— Directive —
Can you write out all the lines word for word, with no pictures?

>> start

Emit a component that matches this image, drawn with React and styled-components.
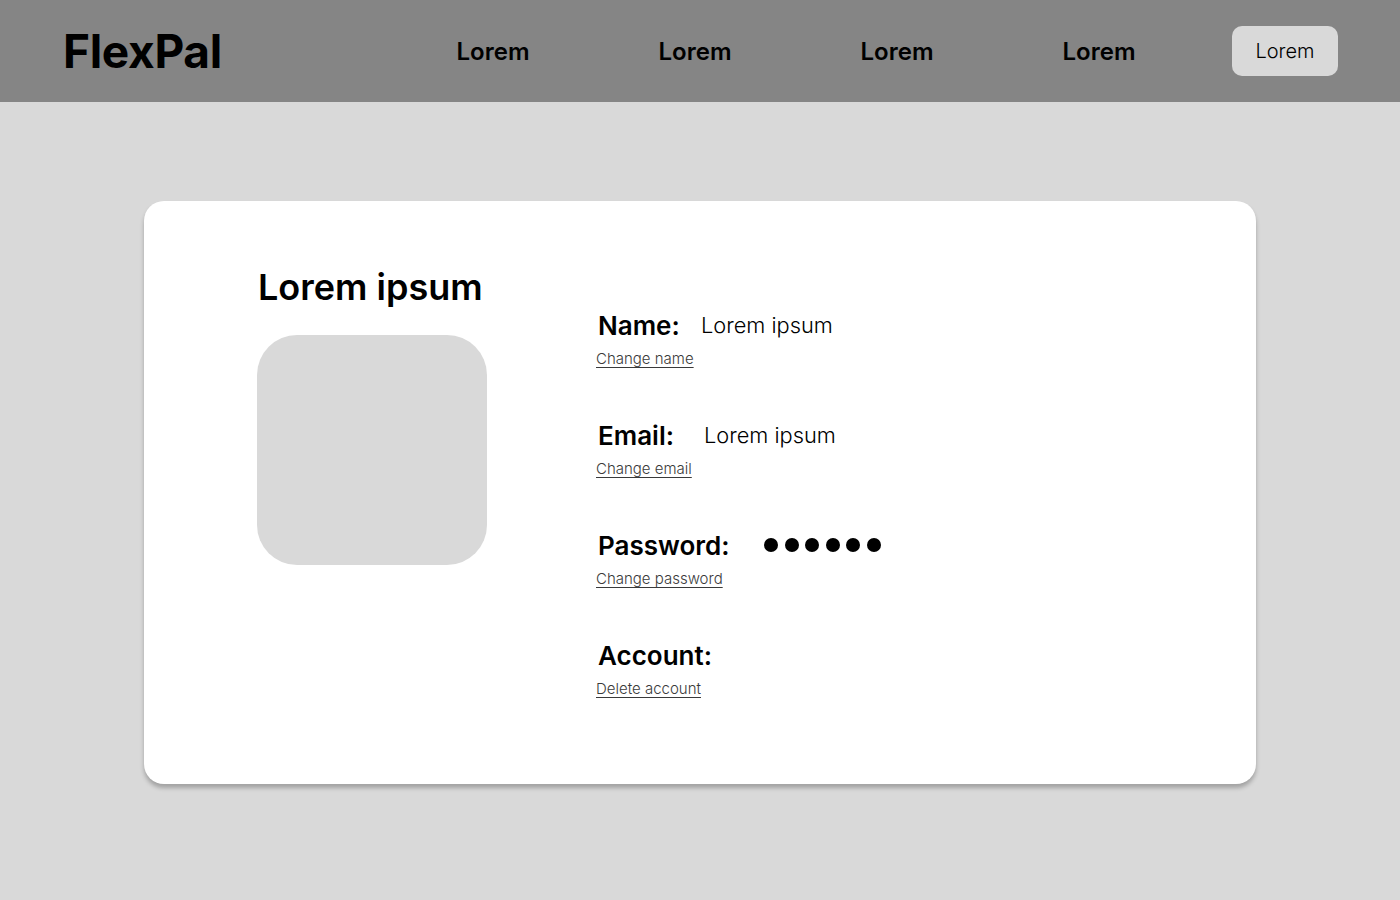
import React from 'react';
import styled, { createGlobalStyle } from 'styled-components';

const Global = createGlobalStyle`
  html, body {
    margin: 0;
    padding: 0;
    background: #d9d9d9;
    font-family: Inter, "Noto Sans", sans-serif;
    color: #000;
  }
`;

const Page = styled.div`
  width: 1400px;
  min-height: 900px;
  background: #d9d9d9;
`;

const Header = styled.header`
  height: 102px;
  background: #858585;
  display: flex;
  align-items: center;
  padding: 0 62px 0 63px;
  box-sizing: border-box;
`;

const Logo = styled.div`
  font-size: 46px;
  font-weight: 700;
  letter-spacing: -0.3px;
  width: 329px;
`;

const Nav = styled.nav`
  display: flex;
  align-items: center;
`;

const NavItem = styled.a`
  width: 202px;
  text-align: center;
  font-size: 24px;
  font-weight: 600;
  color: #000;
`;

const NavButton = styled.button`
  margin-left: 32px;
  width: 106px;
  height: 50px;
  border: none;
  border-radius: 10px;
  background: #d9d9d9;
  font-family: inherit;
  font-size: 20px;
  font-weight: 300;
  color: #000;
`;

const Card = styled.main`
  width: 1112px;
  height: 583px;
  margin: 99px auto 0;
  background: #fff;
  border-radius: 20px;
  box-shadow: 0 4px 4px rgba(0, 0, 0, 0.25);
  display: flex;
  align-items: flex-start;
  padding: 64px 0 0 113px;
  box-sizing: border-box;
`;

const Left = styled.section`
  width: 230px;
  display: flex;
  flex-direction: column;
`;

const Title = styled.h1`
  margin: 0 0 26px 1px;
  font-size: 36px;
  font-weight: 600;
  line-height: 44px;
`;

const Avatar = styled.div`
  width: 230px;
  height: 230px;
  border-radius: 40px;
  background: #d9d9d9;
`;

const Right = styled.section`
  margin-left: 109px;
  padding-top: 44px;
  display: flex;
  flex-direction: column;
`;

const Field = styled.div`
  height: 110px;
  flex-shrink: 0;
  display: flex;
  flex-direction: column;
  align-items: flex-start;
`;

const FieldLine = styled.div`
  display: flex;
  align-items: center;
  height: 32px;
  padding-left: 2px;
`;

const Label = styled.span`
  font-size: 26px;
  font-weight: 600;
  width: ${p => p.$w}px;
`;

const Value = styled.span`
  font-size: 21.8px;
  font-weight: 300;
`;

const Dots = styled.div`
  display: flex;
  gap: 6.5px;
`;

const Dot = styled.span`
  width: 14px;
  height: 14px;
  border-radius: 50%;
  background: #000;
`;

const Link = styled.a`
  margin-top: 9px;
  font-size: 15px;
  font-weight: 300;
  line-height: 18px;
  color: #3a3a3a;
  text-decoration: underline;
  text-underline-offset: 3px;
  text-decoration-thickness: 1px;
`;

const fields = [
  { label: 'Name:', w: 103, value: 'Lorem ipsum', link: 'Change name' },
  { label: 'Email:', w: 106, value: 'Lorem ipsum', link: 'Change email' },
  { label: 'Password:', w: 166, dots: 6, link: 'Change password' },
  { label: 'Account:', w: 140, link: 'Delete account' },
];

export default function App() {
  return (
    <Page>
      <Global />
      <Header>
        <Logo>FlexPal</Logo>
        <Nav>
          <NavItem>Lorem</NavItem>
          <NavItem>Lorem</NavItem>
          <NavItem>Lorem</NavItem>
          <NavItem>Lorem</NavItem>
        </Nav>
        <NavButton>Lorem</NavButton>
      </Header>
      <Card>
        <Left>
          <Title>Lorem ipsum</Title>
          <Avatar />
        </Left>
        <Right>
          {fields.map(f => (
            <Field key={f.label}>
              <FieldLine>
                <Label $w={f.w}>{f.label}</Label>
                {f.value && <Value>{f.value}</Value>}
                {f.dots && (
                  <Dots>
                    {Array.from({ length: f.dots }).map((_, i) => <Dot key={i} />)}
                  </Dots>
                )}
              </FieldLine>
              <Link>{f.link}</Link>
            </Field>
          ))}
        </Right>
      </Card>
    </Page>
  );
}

>> end

— Finished task —
Emit a component that matches this image, drawn with React and styled-components.
import React from 'react';
import styled, { createGlobalStyle } from 'styled-components';

const Global = createGlobalStyle`
  html, body {
    margin: 0;
    padding: 0;
    background: #d9d9d9;
    font-family: Inter, "Noto Sans", sans-serif;
    color: #000;
  }
`;

const Page = styled.div`
  width: 1400px;
  min-height: 900px;
  background: #d9d9d9;
`;

const Header = styled.header`
  height: 102px;
  background: #858585;
  display: flex;
  align-items: center;
  padding: 0 62px 0 63px;
  box-sizing: border-box;
`;

const Logo = styled.div`
  font-size: 46px;
  font-weight: 700;
  letter-spacing: -0.3px;
  width: 329px;
`;

const Nav = styled.nav`
  display: flex;
  align-items: center;
`;

const NavItem = styled.a`
  width: 202px;
  text-align: center;
  font-size: 24px;
  font-weight: 600;
  color: #000;
`;

const NavButton = styled.button`
  margin-left: 32px;
  width: 106px;
  height: 50px;
  border: none;
  border-radius: 10px;
  background: #d9d9d9;
  font-family: inherit;
  font-size: 20px;
  font-weight: 300;
  color: #000;
`;

const Card = styled.main`
  width: 1112px;
  height: 583px;
  margin: 99px auto 0;
  background: #fff;
  border-radius: 20px;
  box-shadow: 0 4px 4px rgba(0, 0, 0, 0.25);
  display: flex;
  align-items: flex-start;
  padding: 64px 0 0 113px;
  box-sizing: border-box;
`;

const Left = styled.section`
  width: 230px;
  display: flex;
  flex-direction: column;
`;

const Title = styled.h1`
  margin: 0 0 26px 1px;
  font-size: 36px;
  font-weight: 600;
  line-height: 44px;
`;

const Avatar = styled.div`
  width: 230px;
  height: 230px;
  border-radius: 40px;
  background: #d9d9d9;
`;

const Right = styled.section`
  margin-left: 109px;
  padding-top: 44px;
  display: flex;
  flex-direction: column;
`;

const Field = styled.div`
  height: 110px;
  flex-shrink: 0;
  display: flex;
  flex-direction: column;
  align-items: flex-start;
`;

const FieldLine = styled.div`
  display: flex;
  align-items: center;
  height: 32px;
  padding-left: 2px;
`;

const Label = styled.span`
  font-size: 26px;
  font-weight: 600;
  width: ${p => p.$w}px;
`;

const Value = styled.span`
  font-size: 21.8px;
  font-weight: 300;
`;

const Dots = styled.div`
  display: flex;
  gap: 6.5px;
`;

const Dot = styled.span`
  width: 14px;
  height: 14px;
  border-radius: 50%;
  background: #000;
`;

const Link = styled.a`
  margin-top: 9px;
  font-size: 15px;
  font-weight: 300;
  line-height: 18px;
  color: #3a3a3a;
  text-decoration: underline;
  text-underline-offset: 3px;
  text-decoration-thickness: 1px;
`;

const fields = [
  { label: 'Name:', w: 103, value: 'Lorem ipsum', link: 'Change name' },
  { label: 'Email:', w: 106, value: 'Lorem ipsum', link: 'Change email' },
  { label: 'Password:', w: 166, dots: 6, link: 'Change password' },
  { label: 'Account:', w: 140, link: 'Delete account' },
];

export default function App() {
  return (
    <Page>
      <Global />
      <Header>
        <Logo>FlexPal</Logo>
        <Nav>
          <NavItem>Lorem</NavItem>
          <NavItem>Lorem</NavItem>
          <NavItem>Lorem</NavItem>
          <NavItem>Lorem</NavItem>
        </Nav>
        <NavButton>Lorem</NavButton>
      </Header>
      <Card>
        <Left>
          <Title>Lorem ipsum</Title>
          <Avatar />
        </Left>
        <Right>
          {fields.map(f => (
            <Field key={f.label}>
              <FieldLine>
                <Label $w={f.w}>{f.label}</Label>
                {f.value && <Value>{f.value}</Value>}
                {f.dots && (
                  <Dots>
                    {Array.from({ length: f.dots }).map((_, i) => <Dot key={i} />)}
                  </Dots>
                )}
              </FieldLine>
              <Link>{f.link}</Link>
            </Field>
          ))}
        </Right>
      </Card>
    </Page>
  );
}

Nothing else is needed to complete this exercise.